Most recently, these cases have led to certain appeals and affirmances before the Superior Court of New Jersey, Law Division, Essex County.  Specifically, two trial courts in November, 2016 and January 2017 have affirmed fines in excess of $35,000 concerning peeling paint, exterior mildew, and broken fences.  In both cases, the property owner argued that the Township Ordinances were “unconstitutionally vague” and that the fines imposed “shocked the conscience” as excessive.  Both claims were rejected.

Property maintenance codes are designed to ensure that standards of maintenance and norms are maintained.  When one property is allowed to become dilapidated or unkept, an entire neighborhood is directly impacted.   Additionally, a property that is not maintained, including a failure to cut the lawn, can become a breeding ground for vermin and other health hazards.

Next, if someone was looking for a property to burglarize or vandalize, an unkept property is probably a good candidate because it is likely the property is abandoned.

Next, when properties in the neighborhood become run down, it is highly likely that any potential buyer will devalue the neighboring properties or refuse to live near a dilapidated property.  Thus, property values decline.

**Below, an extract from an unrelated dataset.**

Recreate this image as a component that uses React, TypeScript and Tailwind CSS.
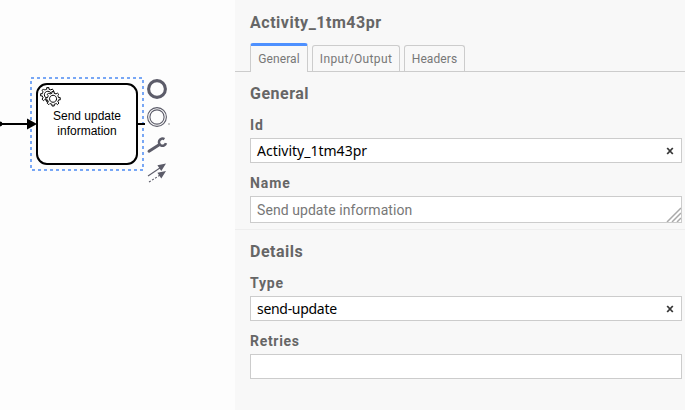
import React from 'react';

const GEAR =
  'v -1.71335 c 0.352326,-0.0705 0.703932,-0.17838 1.047628,-0.32133 0.344416,-0.14465 0.665822,-0.32133 0.966377,-0.52145 l 1.19431,1.18005 1.567487,-1.57688 -1.195028,-1.18014 c 0.403376,-0.61394 0.683079,-1.29908 0.825447,-2.01824 l 1.622133,-0.01 v -2.2196 l -1.636514,0.01 c -0.07333,-0.35153 -0.178319,-0.70024 -0.323564,-1.04372 -0.145244,-0.34406 -0.321407,-0.6644 -0.522735,-0.96217 l 1.131035,-1.13631 -1.583305,-1.56293 -1.129598,1.13589 c -0.614052,-0.40108 -1.302883,-0.68093 -2.022633,-0.82247 l 0.0093,-1.61852 h -2.241173 l 0.0042,1.63124 c -0.353763,0.0736 -0.705369,0.17977 -1.049785,0.32371 -0.344415,0.14437 -0.665102,0.32092 -0.9635006,0.52006 l -1.1698628,-1.15823 -1.5667691,1.5792 1.1684265,1.15669 c -0.4026573,0.61283 -0.68308,1.29797 -0.8247287,2.01713 l -1.6588041,0.003 v 2.22174 l 1.6724648,-0.006 c 0.073327,0.35077 0.1797598,0.70243 0.3242851,1.04472 0.1452428,0.34448 0.3214064,0.6644 0.5227339,0.96066 l -1.1993431,1.19723 1.5840256,1.56011 1.1964668,-1.19348 c 0.6140517,0.40346 1.3028827,0.68232 2.0233517,0.82331 l 7.19e-4,1.69892 h 2.226848 z m 0.221462,-3.9957 c -1.788948,0.7502 -3.8576,-0.0928 -4.6097055,-1.87438 -0.7521065,-1.78321 0.090598,-3.84627 1.8802645,-4.59604 1.78823,-0.74936 3.856881,0.0929 4.608987,1.87437 0.752106,1.78165 -0.0906,3.84612 -1.879546,4.59605 z';

function Diagram() {
  return (
    <svg width="235" height="410" viewBox="0 0 235 410" className="block shrink-0 bg-[#fdfdfd]">
      <rect x="37" y="84" width="100" height="80" rx="10" fill="#fff" stroke="#000" strokeWidth="2" />
      <g fill="#fff" stroke="#000" strokeWidth="1">
        <path d={`M49 102 ${GEAR}`} />
        <circle cx="53" cy="98.6" r="5" stroke="none" />
        <path d={`M54.2 106 ${GEAR}`} />
      </g>
      <g fontFamily="'Liberation Sans', Arial, sans-serif" fontSize="12" textAnchor="middle">
        <text x="87" y="120">Send update</text>
        <text x="87" y="135">information</text>
      </g>
      <rect x="31" y="78" width="112" height="92" fill="none" stroke="#78a7f5" strokeWidth="2" strokeDasharray="3 3" />
      <path d="M0 124H30M138 124H145" stroke="#000" strokeWidth="2" />
      <circle cx="0" cy="124" r="2.4" />
      <path d="M27 118.5L37 124L27 129.5Z" />
      <g fill="none" stroke="#5c5c69">
        <circle cx="157" cy="89" r="8.4" strokeWidth="3.1" />
        <circle cx="157" cy="117" r="9.4" strokeWidth="1.1" />
        <circle cx="157" cy="117" r="7.1" strokeWidth="1.1" />
        <path d="M149 151.2L158.8 145" strokeWidth="3" strokeLinecap="round" />
        <path d="M164.4 139.1A3.6 3.6 0 1 0 166 143.2" strokeWidth="2.5" />
        <path d="M148 176L161 167.3" strokeWidth="1.1" />
        <path d="M149 182L161 174.5" strokeWidth="1.1" strokeDasharray="2 1.6" />
      </g>
      <path d="M166 163.5L157.4 165.3L161.3 171Z M166 171L157.4 172.8L161.3 178.5Z" fill="#5c5c69" />
      <rect x="168" y="123" width="2" height="2" fill="#c9c9c9" />
    </svg>
  );
}

function Clear() {
  return (
    <svg width="8" height="8" viewBox="0 0 8 8" className="mr-[7px]">
      <path d="M1.2 1L6.8 7M6.8 1L1.2 7" stroke="#383838" strokeWidth="1.8" />
    </svg>
  );
}

function Label({ children, className }: { children: React.ReactNode; className: string }) {
  return <div className={`h-5 whitespace-nowrap font-bold text-[#666] ${className}`}>{children}</div>;
}

function Field({ children, clear }: { children?: React.ReactNode; clear?: boolean }) {
  return (
    <div className="flex h-[25px] items-center justify-between border border-[#ccc] bg-white pl-1.5 font-['Noto_Sans',sans-serif] text-[14px] text-black">
      <span className="whitespace-nowrap">{children}</span>
      {clear && <Clear />}
    </div>
  );
}

export default function App() {
  return (
    <div className="flex h-[410px] w-[685px] overflow-hidden bg-[#f8f8f8] font-[Roboto,sans-serif]">
      <Diagram />
      <div className="w-[450px] pt-3">
        <Label className="ml-[15px] text-[16px] leading-[22px] tracking-[0.52px]">Activity_1tm43pr</Label>
        <div className="mt-[11px] flex h-[29px] items-end gap-1 border-b border-[#ccc] pl-[15px] text-[12px] tracking-[0.1px] text-[#777]">
          <div className="-mb-px flex h-[29px] w-[58px] items-center justify-center rounded-t-[3px] border border-t-[3px] border-b-0 border-[#ccc] border-t-[#4d90ff] bg-[#f8f8f8]">General</div>
          <div className="flex h-[26px] w-[88px] items-center justify-center rounded-t-[3px] border border-b-0 border-[#ccc] pt-px tracking-[0.35px]">Input/Output</div>
          <div className="flex h-[26px] w-[61px] items-center justify-center rounded-t-[3px] border border-b-0 border-[#ccc] pt-px">Headers</div>
        </div>
        <div className="h-[158px] border-b border-[#eee] pl-[15px] pr-[3px] pt-[11px]">
          <Label className="text-[16px] leading-[22px] tracking-[0.5px]">General</Label>
          <Label className="mt-3 text-[14px] leading-5 tracking-[0.8px]">Id</Label>
          <div className="mt-[3px]"><Field clear>Activity_1tm43pr</Field></div>
          <Label className="mt-2.5 text-[14px] leading-5 tracking-[0.9px]">Name</Label>
          <div className="mt-[3px] flex h-[27px] items-center justify-between border border-[#ccc] bg-white pl-1.5 text-[14px] text-[#777]">
            <span className="pt-0.5 tracking-[0.07px]">Send update information</span>
            <svg width="15" height="15" viewBox="0 0 15 15" className="self-end">
              <path d="M1 15L15 1M6 15L15 6M11 15L15 11" stroke="#aaa" strokeWidth="1.5" />
            </svg>
          </div>
        </div>
        <div className="pl-[15px] pr-[3px] pt-[11px]">
          <Label className="text-[16px] leading-[22px] tracking-[0.5px]">Details</Label>
          <Label className="mt-3 text-[14px] leading-5 tracking-[0.8px]">Type</Label>
          <div className="mt-[3px]"><Field clear><span className="tracking-[-0.3px]">send-update</span></Field></div>
          <Label className="mt-2.5 text-[14px] leading-5 tracking-[0.7px]">Retries</Label>
          <div className="mt-[3px]"><Field /></div>
        </div>
      </div>
    </div>
  );
}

Plain and simple, quality of life matters and requires vigilance in maintaining properties.

Fixing peeling paint, picking up garbage and repairing fences are not overly expensive ventures.  If the property owner involved had immediately abated the violations by investing in their property, then it is likely that the fines would have been negligible or non-existent.  However, when a property owner is convicted of ten (10) violations during a thirteen (13) year period, it becomes clear that that property owner’s willfulness requires punishment and a need to deter others from similar conduct.

Plain and simple, if you are going to own real property, maintain it.  It affects not only you as an owner, but everyone around you and the entire community.  The result of not maintaining your property is substantial.  The attorneys at Trenk DiPasquale understand the ramifications both from a governmental and property owner prospective.  Feel free to contact the firm if you are faced with property maintenance violations or your neighbor fails to take care of their property.

by George P. Cornell, Esq.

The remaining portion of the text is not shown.